Tiafoe vs Musetti – Proof That the ‘Rain Rule’ Needs to Change in Tennis?

It’s no great secret that the 2023 Italian Open has had its fair share of rain. In fact, the tournament has been heavily affected by downpours over the last week or so. This has caused major changes to the Italian Open schedule, and it has resulted in some hefty disputes between players and tournament referees. There was no match where this was more apparent than the Tiafoe vs Musetti clash, however. 

Rome Masters Rain

When these guys played their third-round match in the Rome Masters, the weather took a turn for the worse late in the second set. The rain was pretty heavy to be perfectly honest, and spectators all around the stadium threw their umbrellas up. With that said, play continued – much to the disgust of Frances Tiafoe. Ultimately, he lost the second set and went a break down in the third before play was officially suspended.

Naturally, Tiafoe had plenty to say about the situation both during and after the match. And to be fair to the American, he had some very valid points. So when you bundle this whole situation together, it prompts the question – does the rule need to change regarding rain disruptions in tennis? Let me share my two cents now.

Pouring Rain, Slippery Lines, and a Fuming American – An Ideal Catalyst for Rule Changes

If you watched the game between Musetti and Tiafoe, it would be hard to argue the point that play should have continued when it did. Both players were absolutely drenched, and I can’t imagine that the court was in an ideal state. In fact, it was probably getting dangerous for the players out there. And this wasn’t the first time that the Rome Masters has been involved in controversy surrounding the weather. 

With that said, here’s where the whole situation gets a little crazy – allow me to explain.

Other Courts Had Been Suspended

The most bizarre thing about this match was that play had been suspended on all of the other courts. Bear in mind that all of the courts are in close proximity to one another. So the rain was just as heavy on all of the other courts where play was stopped. However, play continued for Tiafoe vs Musetti for another 15/20 minutes. This was enough to completely swing the momentum in favor of Musetti, which infuriated Tiafoe, understandably.

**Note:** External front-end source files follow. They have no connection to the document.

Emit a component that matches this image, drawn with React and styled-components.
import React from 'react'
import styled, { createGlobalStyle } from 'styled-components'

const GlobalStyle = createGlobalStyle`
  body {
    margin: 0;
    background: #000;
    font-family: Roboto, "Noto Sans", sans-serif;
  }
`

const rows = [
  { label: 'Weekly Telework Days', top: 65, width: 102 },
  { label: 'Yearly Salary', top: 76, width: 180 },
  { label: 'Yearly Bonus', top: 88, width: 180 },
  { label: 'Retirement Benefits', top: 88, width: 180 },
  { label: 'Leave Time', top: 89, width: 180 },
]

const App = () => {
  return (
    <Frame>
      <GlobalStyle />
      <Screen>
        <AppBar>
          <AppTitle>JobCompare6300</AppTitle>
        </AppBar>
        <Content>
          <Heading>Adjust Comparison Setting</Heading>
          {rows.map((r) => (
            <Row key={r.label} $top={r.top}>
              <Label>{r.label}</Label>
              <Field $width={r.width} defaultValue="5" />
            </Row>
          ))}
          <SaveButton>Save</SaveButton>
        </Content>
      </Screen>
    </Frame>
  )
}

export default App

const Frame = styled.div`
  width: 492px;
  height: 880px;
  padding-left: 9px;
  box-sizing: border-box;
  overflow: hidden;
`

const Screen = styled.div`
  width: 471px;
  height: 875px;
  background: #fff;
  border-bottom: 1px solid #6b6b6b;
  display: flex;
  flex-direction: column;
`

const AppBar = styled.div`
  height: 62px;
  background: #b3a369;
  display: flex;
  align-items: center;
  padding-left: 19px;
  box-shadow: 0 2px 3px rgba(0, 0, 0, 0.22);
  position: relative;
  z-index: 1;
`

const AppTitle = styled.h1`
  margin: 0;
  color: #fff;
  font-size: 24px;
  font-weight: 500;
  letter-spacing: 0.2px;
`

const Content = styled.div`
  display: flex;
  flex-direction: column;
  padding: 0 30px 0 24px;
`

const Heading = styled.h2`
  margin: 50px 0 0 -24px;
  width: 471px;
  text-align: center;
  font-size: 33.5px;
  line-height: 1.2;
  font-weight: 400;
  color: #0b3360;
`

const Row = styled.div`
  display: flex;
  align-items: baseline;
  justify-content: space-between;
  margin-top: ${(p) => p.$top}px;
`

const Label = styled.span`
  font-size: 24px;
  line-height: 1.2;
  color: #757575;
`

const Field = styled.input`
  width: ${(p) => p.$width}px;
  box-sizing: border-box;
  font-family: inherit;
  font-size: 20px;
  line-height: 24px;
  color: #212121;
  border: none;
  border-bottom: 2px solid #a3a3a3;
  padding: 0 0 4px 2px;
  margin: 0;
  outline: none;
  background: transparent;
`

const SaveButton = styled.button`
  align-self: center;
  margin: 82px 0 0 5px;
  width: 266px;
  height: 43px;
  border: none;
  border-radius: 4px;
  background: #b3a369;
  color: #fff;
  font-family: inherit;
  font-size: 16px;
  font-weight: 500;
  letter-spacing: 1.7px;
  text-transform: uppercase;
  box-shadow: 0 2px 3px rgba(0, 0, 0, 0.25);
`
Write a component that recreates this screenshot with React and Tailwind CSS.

Suspension Is Decided by the Umpire

Because play had stopped on other courts while it continued for these two, it shows that the decision on whether to stop or not lies with the umpire. In some cases, the tournament referee joins the umpire on the court to assess the situation too. However, given that it is the players out there on the court and not the umpire, it begs the question of whether the umpire should have the final call or not. After all, they can only look at the court and the lines – they don’t ‘feel’ the surface when playing.

Ulterior Motives?

The most controversial part of this whole saga is that the court that continued involved an Italian player. Tiafoe even stated on the court that the only reason they were still playing is because one of them was Italian, and the tournament is obviously in Rome. To be honest, many people can probably see his point. So again, this brings into question whether any bias takes place in the decision of whether to stop play or not. 

Of course, this could be completely eradicated if rule changes were brought into play.